The main theme of the film feels especially topical in our current hashtag moment of renewed interest in and aspiration toward more equitable treatment for women. As women in the United States and around the world continue to strive to be able to build lives separate and apart from the machinations of patriarchal control and limitations, Widows explores just how stifling our current reality is. As the female protagonists in the film are caught in the middle of the high-stakes financial and political games played by men, shuffled back and forth between various rocks and hard places, a picture is drawn for the viewer just how much misery and bad fortune burdened upon women only got there through the placement by a man’s hand. If that is the reality, then the inner strength and fortitude displayed by these female characters in finding their own self-determination to create their own fortunes and futures must be real as well. Once Veronica, Linda, and Alice decide to do for themselves what their husbands cannot or did not do, without regard for what any other man would do to stop them, they didn’t just play with the hands which they were dealt, they switched the cards. Perhaps a lesson there not just for women, but for all of us.

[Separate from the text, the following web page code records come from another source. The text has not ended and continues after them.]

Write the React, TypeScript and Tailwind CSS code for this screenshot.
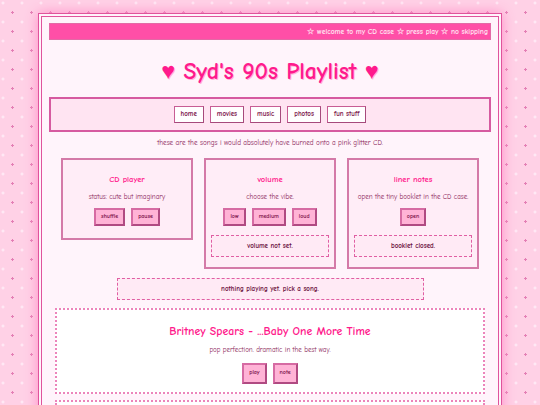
import { useState } from 'react';

const font = "font-['Comic_Sans_MS','Comic_Neue','Chalkboard_SE',cursive]";

function PinkButton({ label, tall }: { label: string; tall?: boolean }) {
  return (
    <span
      className={`${tall ? 'h-[21px]' : 'h-[18px]'} px-[5px] flex items-center bg-[#ffb3d6] border-2 border-[#d66ba3] border-r-[#b04a82] border-b-[#b04a82] text-[6px] font-bold text-[#7a1048] leading-none`}
    >
      {label}
    </span>
  );
}

function StatusBox({ text }: { text: string }) {
  return (
    <div className="mt-[9px] mx-[5px] h-[22px] flex items-center justify-center border-[1.5px] border-dashed border-[#e05fa3] bg-[#ffeaf5] text-[7px] font-bold text-[#6b1040]">
      {text}
    </div>
  );
}

export default function App() {
  const [nav] = useState(['home', 'movies', 'music', 'photos', 'fun stuff']);

  return (
    <div
      className={`min-h-[405px] pt-[13px] bg-[#ffd1e6] bg-[image:radial-gradient(#e47fb5_1px,transparent_1.3px),radial-gradient(#fff0f8_1px,transparent_1.3px)] bg-[size:19px_19px] bg-[position:3px_3px,12.5px_12.5px] ${font}`}
    >
      <div className="mx-auto w-[464px] border-4 border-double border-[#e0539c] bg-[#fff4fb] shadow-[0_0_12px_#ff8cc6] px-[7px] pt-[6px] pb-[10px]">
        <div className="h-[17px] bg-[#ff4fa7] border border-[#e36aa6] flex items-center justify-end pr-[2px] text-[7.5px] font-bold text-[#ffe3f1]">
          ☆ welcome to my CD case ☆ press play ☆ no skipping
        </div>

        <h1 className="mt-[16px] text-center text-[23.5px] leading-[32px] font-bold text-[#ff1a8c] [text-shadow:1px_1px_0_#ffb3d9]">
          ♥ Syd's 90s Playlist ♥
        </h1>

        <div className="mt-[9px] h-[35px] border-2 border-[#d65aa0] bg-[#ffe4f2] flex items-center justify-center gap-[6px]">
          {nav.map((n) => (
            <span
              key={n}
              className="h-[17px] px-[6px] flex items-center bg-white border border-[#c75d94] border-r-[#a64a7c] border-b-[#a64a7c] text-[7px] font-bold text-[#7a1048]"
            >
              {n}
            </span>
          ))}
        </div>

        <p className="mt-[6px] text-center text-[7.2px] text-[#8c1f5a]">
          these are the songs i would absolutely have burned onto a pink glitter CD.
        </p>

        <div className="mt-[9px] mx-[12px] grid grid-cols-3 gap-[11px] items-start">
          <div className="border-2 border-[#d47aa8] bg-[#ffedf7] pt-[12px] pb-[12px] text-center">
            <h2 className="text-[8.5px] leading-[14px] font-bold text-[#ff1a8c]">CD player</h2>
            <p className="mt-[6px] text-[7px] text-[#8c1f5a]">status: cute but imaginary</p>
            <div className="mt-[6px] flex justify-center gap-[6px]">
              <PinkButton label="shuffle" />
              <PinkButton label="pause" />
            </div>
          </div>

          <div className="border-2 border-[#d47aa8] bg-[#ffedf7] pt-[12px] pb-[10px] text-center">
            <h2 className="text-[8.5px] leading-[14px] font-bold text-[#ff1a8c]">volume</h2>
            <p className="mt-[6px] text-[7px] text-[#8c1f5a]">choose the vibe.</p>
            <div className="mt-[6px] flex justify-center gap-[6px]">
              <PinkButton label="low" />
              <PinkButton label="medium" />
              <PinkButton label="loud" />
            </div>
            <StatusBox text="volume not set." />
          </div>

          <div className="border-2 border-[#d47aa8] bg-[#ffedf7] pt-[12px] pb-[10px] text-center">
            <h2 className="text-[8.5px] leading-[14px] font-bold text-[#ff1a8c]">liner notes</h2>
            <p className="mt-[6px] text-[7px] text-[#8c1f5a]">open the tiny booklet in the CD case.</p>
            <div className="mt-[6px] flex justify-center gap-[6px]">
              <PinkButton label="open" />
            </div>
            <StatusBox text="booklet closed." />
          </div>
        </div>

        <div className="mt-[9px] mx-auto w-[307px] h-[22px] flex items-center justify-center border-[1.5px] border-dashed border-[#e05fa3] bg-[#ffeaf5] text-[7px] font-bold text-[#6b1040]">
          nothing playing yet. pick a song.
        </div>

        <div className="mt-[8px] mx-[6px] border-2 border-dotted border-[#ec84bb] bg-white pt-[12px] pb-[8px] text-center">
          <h3 className="text-[11.8px] leading-[18px] font-bold text-[#ff1a8c]">Britney Spears - ...Baby One More Time</h3>
          <p className="mt-[5px] text-[7px] text-[#8c1f5a]">pop perfection. dramatic in the best way.</p>
          <div className="mt-[7px] flex justify-center gap-[6px]">
            <PinkButton label="play" tall />
            <PinkButton label="note" tall />
          </div>
        </div>

        <div className="mt-[6px] mx-[6px] h-[60px] border-2 border-dotted border-[#ec84bb] bg-white" />
      </div>
    </div>
  );
}
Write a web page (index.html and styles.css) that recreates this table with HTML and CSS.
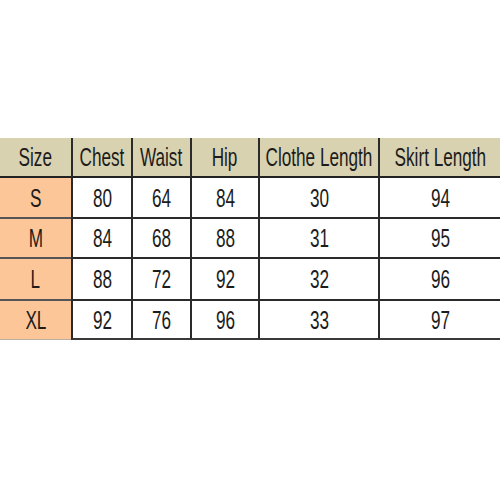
FILE: index.html
```html
<!DOCTYPE html>
<html>
<head>
<meta charset="utf-8">
<link rel="stylesheet" href="styles.css">
</head>
<body>
<div class="page">
  <div class="table">
    <div class="cell hd first"><span>Size</span></div>
    <div class="cell hd"><span>Chest</span></div>
    <div class="cell hd"><span>Waist</span></div>
    <div class="cell hd"><span>Hip</span></div>
    <div class="cell hd"><span>Clothe Length</span></div>
    <div class="cell hd last"><span>Skirt Length</span></div>

    <div class="cell sz"><span>S</span></div>
    <div class="cell"><span>80</span></div>
    <div class="cell"><span>64</span></div>
    <div class="cell"><span>84</span></div>
    <div class="cell"><span>30</span></div>
    <div class="cell last"><span>94</span></div>

    <div class="cell sz"><span>M</span></div>
    <div class="cell"><span>84</span></div>
    <div class="cell"><span>68</span></div>
    <div class="cell"><span>88</span></div>
    <div class="cell"><span>31</span></div>
    <div class="cell last"><span>95</span></div>

    <div class="cell sz"><span>L</span></div>
    <div class="cell"><span>88</span></div>
    <div class="cell"><span>72</span></div>
    <div class="cell"><span>92</span></div>
    <div class="cell"><span>32</span></div>
    <div class="cell last"><span>96</span></div>

    <div class="cell sz bottom"><span>XL</span></div>
    <div class="cell bottom"><span>92</span></div>
    <div class="cell bottom"><span>76</span></div>
    <div class="cell bottom"><span>96</span></div>
    <div class="cell bottom"><span>33</span></div>
    <div class="cell last bottom"><span>97</span></div>
  </div>
</div>
</body>
</html>
```
FILE: styles.css
```css
html, body {
  margin: 0;
  padding: 0;
  background: #ffffff;
  overflow: hidden;
}
.page {
  width: 500px;
  height: 500px;
  padding-top: 138px;
  box-sizing: border-box;
}
.table {
  display: grid;
  grid-template-columns: 71px 60px 59px 68px 120px 122px;
  grid-template-rows: 40px 41px 40px 42px 39px;
  width: 500px;
  font-family: "Liberation Sans", Arial, sans-serif;
  font-size: 26px;
  color: #1c1c1c;
}
.cell {
  display: flex;
  align-items: center;
  justify-content: center;
  border-left: 2px solid #2a2a2a;
  border-bottom: 2px solid #2a2a2a;
  background: #ffffff;
  white-space: nowrap;
  overflow: visible;
}
.cell span {
  display: inline-block;
  transform: scaleX(0.66);
  line-height: 1;
}
.cell.bottom {
  border-bottom-color: #3a3a3a;
}
.hd {
  background: #d8d2b1;
  border-bottom: 2px solid #222222;
}
.hd.first {
  border-left: none;
}
.sz {
  background: #fcc698;
  border-left: none;
  border-bottom-color: #555555;
}
.sz.bottom {
  border-bottom: 1px solid #b9b0a4;
}
```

Director and co-writer Steve McQueen crafts a heist film that is not just suspenseful in watching the planned robbery unfold, but also providing a bit of social commentary in its theme as outlined above, along with some great camera shots and nods to Chicago culture. The inclusion of aldermen and the highlighting of their power in Chicago politics makes the film stand out immediately. The acknowledgement of the role of alderman is a welcomed detail, as less thorough filmmakers may have more lazily jumped straight to making Jack Mulligan an aspiring mayoral candidate instead. McQueen also offers many great shots in Widows, the film sporting an overall very cinematic feel while also remaining true to its Chicago backdrop with shots of the L and various landmarks. I particularly enjoyed a technique he and director of photography Sean Bobbit utilized where Veronica and Alice stared out into the night cityscape with only their reflections visible in the window. This style of shot was used to convey the sadness and loneliness felt by the characters at different points following the deaths of their husbands. McQueen and Bobbit also use visual storytelling to display the thin line between poverty and wealth in Chicago with a one take camera shot of Jack Mulligan’s detailed SUV riding down the street as the surroundings switch from dilapidated buildings to mansions in the blink of an eye. This documenting of the Chicago that Richard J. Daley built is so subtly yet speaks loudly to the intentional inequities baked into the Windy City.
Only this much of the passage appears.